- _Short task_
Produce a word-for-word copy of the listing below without its pictures.
◇ ◇ ◇ ◇
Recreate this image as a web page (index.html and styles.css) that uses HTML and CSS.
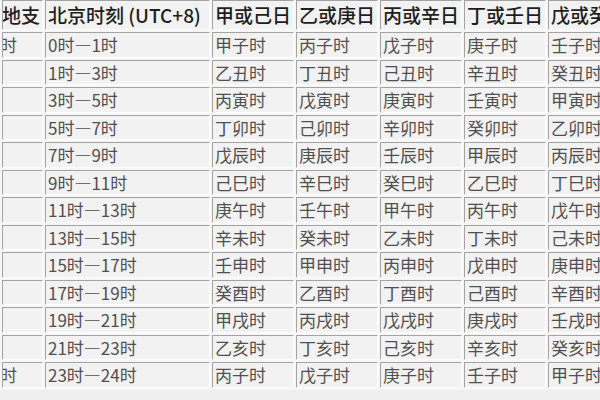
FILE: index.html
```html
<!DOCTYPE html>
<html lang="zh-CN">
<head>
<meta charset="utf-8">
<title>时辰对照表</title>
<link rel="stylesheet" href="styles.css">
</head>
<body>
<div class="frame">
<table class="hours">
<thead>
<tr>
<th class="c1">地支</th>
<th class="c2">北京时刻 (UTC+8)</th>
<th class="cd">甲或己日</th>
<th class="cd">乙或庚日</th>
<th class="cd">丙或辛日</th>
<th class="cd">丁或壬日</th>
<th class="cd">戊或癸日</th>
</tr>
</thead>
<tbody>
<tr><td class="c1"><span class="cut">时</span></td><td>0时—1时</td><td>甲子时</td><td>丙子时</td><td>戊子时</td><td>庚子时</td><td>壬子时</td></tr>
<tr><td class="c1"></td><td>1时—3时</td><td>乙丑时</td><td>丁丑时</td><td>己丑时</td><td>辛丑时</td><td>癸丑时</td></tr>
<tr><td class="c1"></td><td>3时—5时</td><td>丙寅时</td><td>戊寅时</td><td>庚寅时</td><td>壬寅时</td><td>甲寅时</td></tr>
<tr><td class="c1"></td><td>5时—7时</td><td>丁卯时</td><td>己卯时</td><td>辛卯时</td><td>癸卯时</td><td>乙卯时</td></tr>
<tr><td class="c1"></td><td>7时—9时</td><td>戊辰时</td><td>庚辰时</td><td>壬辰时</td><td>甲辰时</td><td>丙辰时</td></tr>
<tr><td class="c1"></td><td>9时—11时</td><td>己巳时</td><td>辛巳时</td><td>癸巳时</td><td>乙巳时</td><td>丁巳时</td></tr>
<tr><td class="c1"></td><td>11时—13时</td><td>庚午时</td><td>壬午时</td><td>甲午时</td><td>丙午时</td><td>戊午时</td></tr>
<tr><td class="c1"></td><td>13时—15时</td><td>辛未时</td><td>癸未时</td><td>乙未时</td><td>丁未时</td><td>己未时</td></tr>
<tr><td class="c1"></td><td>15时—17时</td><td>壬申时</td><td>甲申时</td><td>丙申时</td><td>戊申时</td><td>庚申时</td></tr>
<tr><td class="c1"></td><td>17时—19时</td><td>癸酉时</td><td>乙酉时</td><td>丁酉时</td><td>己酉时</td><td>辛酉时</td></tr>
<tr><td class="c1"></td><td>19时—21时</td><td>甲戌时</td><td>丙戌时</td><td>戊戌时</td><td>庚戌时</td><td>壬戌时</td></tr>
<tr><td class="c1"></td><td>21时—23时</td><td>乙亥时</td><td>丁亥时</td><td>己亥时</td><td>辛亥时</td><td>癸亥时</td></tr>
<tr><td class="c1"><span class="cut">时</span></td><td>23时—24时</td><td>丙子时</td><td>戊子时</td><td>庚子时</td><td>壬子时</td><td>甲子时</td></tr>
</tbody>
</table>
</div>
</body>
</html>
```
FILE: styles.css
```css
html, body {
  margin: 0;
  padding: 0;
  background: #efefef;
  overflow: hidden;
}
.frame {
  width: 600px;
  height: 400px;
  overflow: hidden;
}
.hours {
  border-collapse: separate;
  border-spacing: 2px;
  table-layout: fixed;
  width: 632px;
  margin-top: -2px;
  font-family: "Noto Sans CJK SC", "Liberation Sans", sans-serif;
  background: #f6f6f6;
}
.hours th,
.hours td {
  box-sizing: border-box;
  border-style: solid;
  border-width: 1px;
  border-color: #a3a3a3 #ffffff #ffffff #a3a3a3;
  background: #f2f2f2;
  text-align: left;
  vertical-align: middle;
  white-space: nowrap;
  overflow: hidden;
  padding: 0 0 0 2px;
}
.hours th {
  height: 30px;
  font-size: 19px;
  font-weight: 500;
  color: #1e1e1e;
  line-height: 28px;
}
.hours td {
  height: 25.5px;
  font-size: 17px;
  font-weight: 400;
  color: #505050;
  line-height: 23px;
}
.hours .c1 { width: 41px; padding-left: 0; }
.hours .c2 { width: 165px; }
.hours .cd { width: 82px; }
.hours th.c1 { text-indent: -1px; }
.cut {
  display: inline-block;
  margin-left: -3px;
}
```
◇ ◇ ◇ ◇
- _Full response_
Recreate this image as a web page (index.html and styles.css) that uses HTML and CSS.
FILE: index.html
```html
<!DOCTYPE html>
<html lang="zh-CN">
<head>
<meta charset="utf-8">
<title>时辰对照表</title>
<link rel="stylesheet" href="styles.css">
</head>
<body>
<div class="frame">
<table class="hours">
<thead>
<tr>
<th class="c1">地支</th>
<th class="c2">北京时刻 (UTC+8)</th>
<th class="cd">甲或己日</th>
<th class="cd">乙或庚日</th>
<th class="cd">丙或辛日</th>
<th class="cd">丁或壬日</th>
<th class="cd">戊或癸日</th>
</tr>
</thead>
<tbody>
<tr><td class="c1"><span class="cut">时</span></td><td>0时—1时</td><td>甲子时</td><td>丙子时</td><td>戊子时</td><td>庚子时</td><td>壬子时</td></tr>
<tr><td class="c1"></td><td>1时—3时</td><td>乙丑时</td><td>丁丑时</td><td>己丑时</td><td>辛丑时</td><td>癸丑时</td></tr>
<tr><td class="c1"></td><td>3时—5时</td><td>丙寅时</td><td>戊寅时</td><td>庚寅时</td><td>壬寅时</td><td>甲寅时</td></tr>
<tr><td class="c1"></td><td>5时—7时</td><td>丁卯时</td><td>己卯时</td><td>辛卯时</td><td>癸卯时</td><td>乙卯时</td></tr>
<tr><td class="c1"></td><td>7时—9时</td><td>戊辰时</td><td>庚辰时</td><td>壬辰时</td><td>甲辰时</td><td>丙辰时</td></tr>
<tr><td class="c1"></td><td>9时—11时</td><td>己巳时</td><td>辛巳时</td><td>癸巳时</td><td>乙巳时</td><td>丁巳时</td></tr>
<tr><td class="c1"></td><td>11时—13时</td><td>庚午时</td><td>壬午时</td><td>甲午时</td><td>丙午时</td><td>戊午时</td></tr>
<tr><td class="c1"></td><td>13时—15时</td><td>辛未时</td><td>癸未时</td><td>乙未时</td><td>丁未时</td><td>己未时</td></tr>
<tr><td class="c1"></td><td>15时—17时</td><td>壬申时</td><td>甲申时</td><td>丙申时</td><td>戊申时</td><td>庚申时</td></tr>
<tr><td class="c1"></td><td>17时—19时</td><td>癸酉时</td><td>乙酉时</td><td>丁酉时</td><td>己酉时</td><td>辛酉时</td></tr>
<tr><td class="c1"></td><td>19时—21时</td><td>甲戌时</td><td>丙戌时</td><td>戊戌时</td><td>庚戌时</td><td>壬戌时</td></tr>
<tr><td class="c1"></td><td>21时—23时</td><td>乙亥时</td><td>丁亥时</td><td>己亥时</td><td>辛亥时</td><td>癸亥时</td></tr>
<tr><td class="c1"><span class="cut">时</span></td><td>23时—24时</td><td>丙子时</td><td>戊子时</td><td>庚子时</td><td>壬子时</td><td>甲子时</td></tr>
</tbody>
</table>
</div>
</body>
</html>
```
FILE: styles.css
```css
html, body {
  margin: 0;
  padding: 0;
  background: #efefef;
  overflow: hidden;
}
.frame {
  width: 600px;
  height: 400px;
  overflow: hidden;
}
.hours {
  border-collapse: separate;
  border-spacing: 2px;
  table-layout: fixed;
  width: 632px;
  margin-top: -2px;
  font-family: "Noto Sans CJK SC", "Liberation Sans", sans-serif;
  background: #f6f6f6;
}
.hours th,
.hours td {
  box-sizing: border-box;
  border-style: solid;
  border-width: 1px;
  border-color: #a3a3a3 #ffffff #ffffff #a3a3a3;
  background: #f2f2f2;
  text-align: left;
  vertical-align: middle;
  white-space: nowrap;
  overflow: hidden;
  padding: 0 0 0 2px;
}
.hours th {
  height: 30px;
  font-size: 19px;
  font-weight: 500;
  color: #1e1e1e;
  line-height: 28px;
}
.hours td {
  height: 25.5px;
  font-size: 17px;
  font-weight: 400;
  color: #505050;
  line-height: 23px;
}
.hours .c1 { width: 41px; padding-left: 0; }
.hours .c2 { width: 165px; }
.hours .cd { width: 82px; }
.hours th.c1 { text-indent: -1px; }
.cut {
  display: inline-block;
  margin-left: -3px;
}
```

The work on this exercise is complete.